All Volvo car models launched after 2019 will be electric or hybrids, the Chinese-owned company said yesterday, making it the first major traditional automaker to set a date for phasing out vehicles powered solely by the internal combustion engine.
The Sweden-based company will continue to produce pure combustion-engine Volvo cars from models launched before that date, but its move signals the eventual end of nearly a century of Volvos powered solely that way.
While electric and hybrid vehicles are still only a small fraction of new car sales, they are gaining ground at the premium end of the market where Volvo operates and where Elon Musk’s Tesla Motors has been a pure-play battery carmaker from day one. As technology improves and prices fall, many in the industry expect mass-market adoption to follow.
“This announcement marks the end of the solely combustion engine-powered car,” Volvo Cars CEO Hakan Samuelsson said.
The company, owned by Zhejiang Geely Holding Group (吉利控股集團), said five new models set to be launched in 2019 through 2021 — three of them Volvos and two Polestar-branded — would be fully electric.
“These five cars will be supplemented by a range of petrol and diesel plug in hybrid and mild hybrid 48-volt options on all models,” Volvo said. “This means that there will in the future be no Volvo cars without an electric motor.”
The electric models will be produced at Volvo plants worldwide — it has factories in Europe and China, and is building one in the US — while development costs will be met from within its existing budget, Samuelsson told reporters.
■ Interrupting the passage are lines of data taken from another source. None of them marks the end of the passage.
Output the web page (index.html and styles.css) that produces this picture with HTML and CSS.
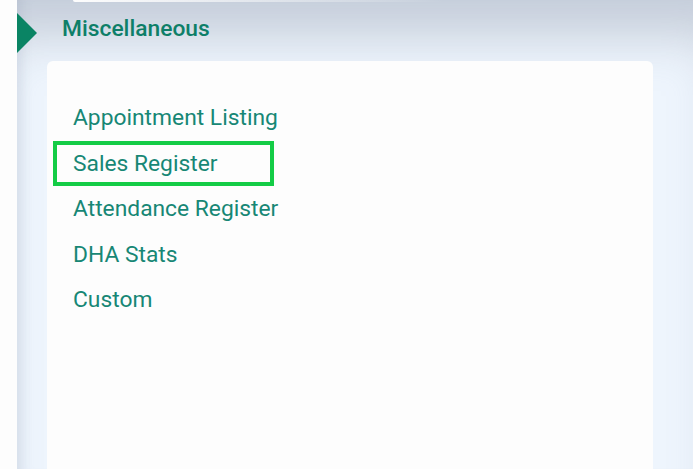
FILE: index.html
```html
<!DOCTYPE html>
<html lang="en">
<head>
  <meta charset="UTF-8">
  <title>Miscellaneous</title>
  <link rel="stylesheet" href="styles.css">
</head>
<body>
  <div class="page">
    <div class="strip"></div>
    <div class="panel">
      <div class="card-above"></div>
      <div class="section-head">
        <span class="marker"></span>
        <h2>Miscellaneous</h2>
      </div>
      <div class="card">
        <ul class="links">
          <li><a href="#">Appointment Listing</a></li>
          <li class="active"><a href="#">Sales Register</a></li>
          <li><a href="#">Attendance Register</a></li>
          <li><a href="#">DHA Stats</a></li>
          <li><a href="#">Custom</a></li>
        </ul>
      </div>
    </div>
  </div>
</body>
</html>
```

FILE: styles.css
```css
html, body {
  margin: 0;
  height: 100%;
  overflow: hidden;
}
body {
  font-family: Roboto, "Liberation Sans", sans-serif;
  background: #fdfdfd;
}
.page {
  display: flex;
  height: 100%;
}
.strip {
  width: 17px;
  background: #fdfdfd;
}
.panel {
  flex: 1;
  display: flex;
  flex-direction: column;
  background: #eef5fd;
  box-shadow: inset 14px 0 12px -10px rgba(120, 135, 160, 0.18),
              inset 0 64px 50px -28px rgba(140, 150, 170, 0.42);
}
.card-above {
  height: 2px;
  margin-left: 56px;
  background: linear-gradient(to right, #fdfdfd, rgba(253, 253, 253, 0) 60%);
  border-radius: 0 0 0 4px;
}
.section-head {
  display: flex;
  align-items: center;
  height: 59px;
}
.marker {
  width: 0;
  height: 0;
  border-top: 20px solid transparent;
  border-bottom: 20px solid transparent;
  border-left: 20px solid #0a8464;
  margin-top: 3px;
}
.section-head h2 {
  margin: -6px 0 0 25px;
  font-size: 22.8px;
  font-weight: 500;
  color: #0e7f68;
}
.card {
  flex: 1;
  margin: 0 40px 0 30px;
  background: #fdfdfd;
  border-radius: 6px 6px 0 0;
  padding-top: 34px;
}
.links {
  list-style: none;
  margin: 0;
  padding: 0 0 0 6px;
}
.links li {
  width: 221px;
  height: 45.5px;
  box-sizing: border-box;
  border: 4px solid transparent;
  display: flex;
  align-items: center;
  padding-left: 16px;
  white-space: nowrap;
}
.links li.active {
  border-color: #14cc46;
}
.links a {
  font-size: 22.8px;
  color: #178775;
  text-decoration: none;
}
```
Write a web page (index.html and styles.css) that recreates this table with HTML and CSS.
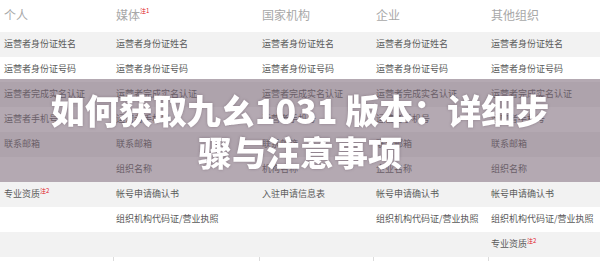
FILE: index.html
```html
<!DOCTYPE html>
<html lang="zh">
<head>
<meta charset="utf-8">
<link rel="stylesheet" href="styles.css">
</head>
<body>
<div class="page">
  <div class="table">
    <div class="row head">
      <div class="cell">个人</div>
      <div class="cell">媒体<sup class="note">注1</sup></div>
      <div class="cell">国家机构</div>
      <div class="cell">企业</div>
      <div class="cell">其他组织</div>
    </div>
    <div class="row alt">
      <div class="cell">运营者身份证姓名</div>
      <div class="cell">运营者身份证姓名</div>
      <div class="cell">运营者身份证姓名</div>
      <div class="cell">运营者身份证姓名</div>
      <div class="cell">运营者身份证姓名</div>
    </div>
    <div class="row">
      <div class="cell">运营者身份证号码</div>
      <div class="cell">运营者身份证号码</div>
      <div class="cell">运营者身份证号码</div>
      <div class="cell">运营者身份证号码</div>
      <div class="cell">运营者身份证号码</div>
    </div>
    <div class="row alt">
      <div class="cell">运营者完成实名认证</div>
      <div class="cell">运营者完成实名认证</div>
      <div class="cell">运营者完成实名认证</div>
      <div class="cell">运营者完成实名认证</div>
      <div class="cell">运营者完成实名认证</div>
    </div>
    <div class="row">
      <div class="cell">运营者手机号</div>
      <div class="cell">运营者手机号</div>
      <div class="cell">运营者手机号</div>
      <div class="cell">运营者手机号</div>
      <div class="cell">运营者手机号</div>
    </div>
    <div class="row alt">
      <div class="cell">联系邮箱</div>
      <div class="cell">联系邮箱</div>
      <div class="cell">联系邮箱</div>
      <div class="cell">联系邮箱</div>
      <div class="cell">联系邮箱</div>
    </div>
    <div class="row">
      <div class="cell"></div>
      <div class="cell">组织名称</div>
      <div class="cell">机构名称</div>
      <div class="cell">企业名称</div>
      <div class="cell">组织名称</div>
    </div>
    <div class="row alt">
      <div class="cell">专业资质<sup class="note">注2</sup></div>
      <div class="cell">帐号申请确认书</div>
      <div class="cell">入驻申请信息表</div>
      <div class="cell">帐号申请确认书</div>
      <div class="cell">帐号申请确认书</div>
    </div>
    <div class="row">
      <div class="cell"></div>
      <div class="cell">组织机构代码证/营业执照</div>
      <div class="cell"></div>
      <div class="cell">组织机构代码证/营业执照</div>
      <div class="cell">组织机构代码证/营业执照</div>
    </div>
    <div class="row alt">
      <div class="cell"></div>
      <div class="cell"></div>
      <div class="cell"></div>
      <div class="cell"></div>
      <div class="cell">专业资质<sup class="note">注2</sup></div>
    </div>
    <div class="row lined">
      <div class="cell"></div>
      <div class="cell"></div>
      <div class="cell"></div>
      <div class="cell"></div>
      <div class="cell"></div>
    </div>
  </div>
  <div class="banner">
    <h1 class="title">如何获取九幺1031 版本：详细步骤与注意事项</h1>
  </div>
</div>
</body>
</html>
```
FILE: styles.css
```css
html, body {
  margin: 0;
  padding: 0;
  background: #ffffff;
}
.page {
  position: relative;
  width: 600px;
  height: 261px;
  overflow: hidden;
  font-family: "Noto Sans CJK SC", "Noto Sans", sans-serif;
}
.table {
  display: flex;
  flex-direction: column;
}
.row {
  display: grid;
  grid-template-columns: 113px 146px 114px 115px 112px;
  height: 25px;
  align-items: center;
  font-size: 9px;
  color: #5a5a5a;
  background: #ffffff;
}
.row.alt {
  background: #f2f2f2;
}
.row.head {
  height: 32px;
  font-size: 12px;
  color: #a8a8a8;
  align-items: start;
}
.row.head .cell {
  padding-top: 8px;
}
.cell {
  padding-left: 3px;
  white-space: nowrap;
  line-height: 1.2;
}
.row .cell:first-child {
  padding-left: 4px;
}
.note {
  color: #e0202a;
  font-size: 6px;
  vertical-align: top;
  line-height: 1;
  position: relative;
  top: -1px;
}
.row.head .note {
  top: 0;
}
.row.lined {
  height: 20px;
  align-items: stretch;
}
.row.lined .cell + .cell {
  border-left: 1px solid #dcdcdc;
}
.banner {
  position: absolute;
  left: 0;
  top: 79px;
  width: 600px;
  height: 103px;
  background: rgba(118, 98, 114, 0.55);
  backdrop-filter: blur(0.7px);
  display: flex;
  align-items: center;
  justify-content: center;
}
.title {
  margin: 0;
  width: 520px;
  text-align: center;
  color: #ffffff;
  font-family: "Noto Sans CJK SC", sans-serif;
  font-weight: 900;
  font-size: 34px;
  line-height: 42px;
  text-shadow: 0 0 3px rgba(60, 40, 55, 0.35);
}
```
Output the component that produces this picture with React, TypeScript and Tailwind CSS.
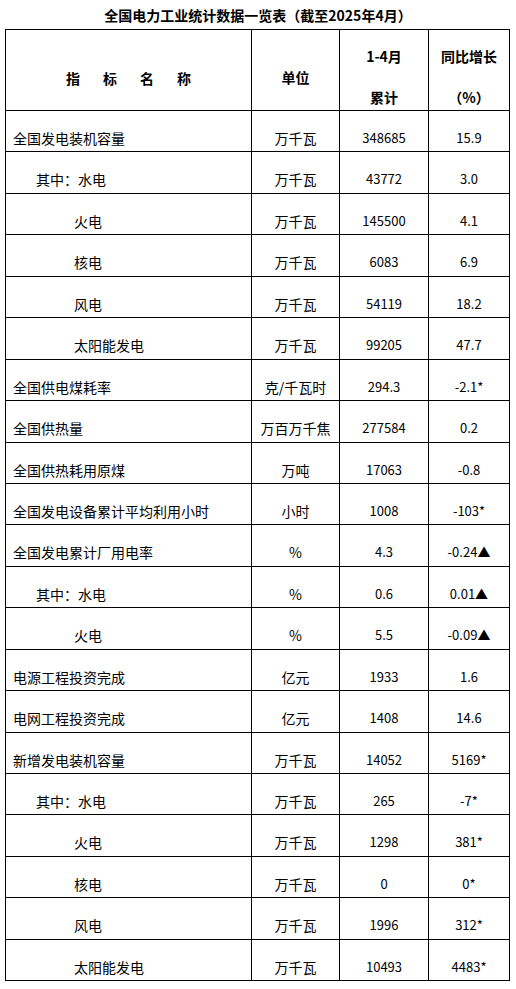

“This also means we won’t be doing other things. We of course will not be developing completely new generations of combustion engines,” he said about future investment needs.
Volvo has invested heavily in new models and plants since being bought by Geely from Ford in 2010, establishing a niche in a premium auto market dominated by larger rivals such as Daimler’s Mercedes-Benz and BMW.
Part of its strategy has also been to embrace emerging technologies that make possible higher performance electric vehicles as well as, eventually, self-driving cars.
Only last month, Volvo said it would reshape its Polestar business into a standalone brand, focused on high-performance electric cars aimed at competing with Tesla and Mercedes’ AMG division.
Volvo has also said it will build its first fully electric car in China — based on its architecture for smaller cars — which will be available for sale in 2019 and exported globally.
Volvo is not alone among traditional carmakers in pushing strongly into electrics and plug-ins — or among premium brands in resorting to 48V mild hybrid systems to lower fuel consumption and CO2 emissions from combustion-engine cars.
Among others, BMW plans to introduce an electric version of its popular 3 series in September to meet the challenge from Tesla, Handelsblatt reported last month.
Volvo has also taken steps toward an eventual listing, raising 5 billion kronor (US$761.3 million at current exchange rates) from Swedish institutional investors through the sale of newly issued preferential shares last year, though the company has said no decision on an initial public offering has been made.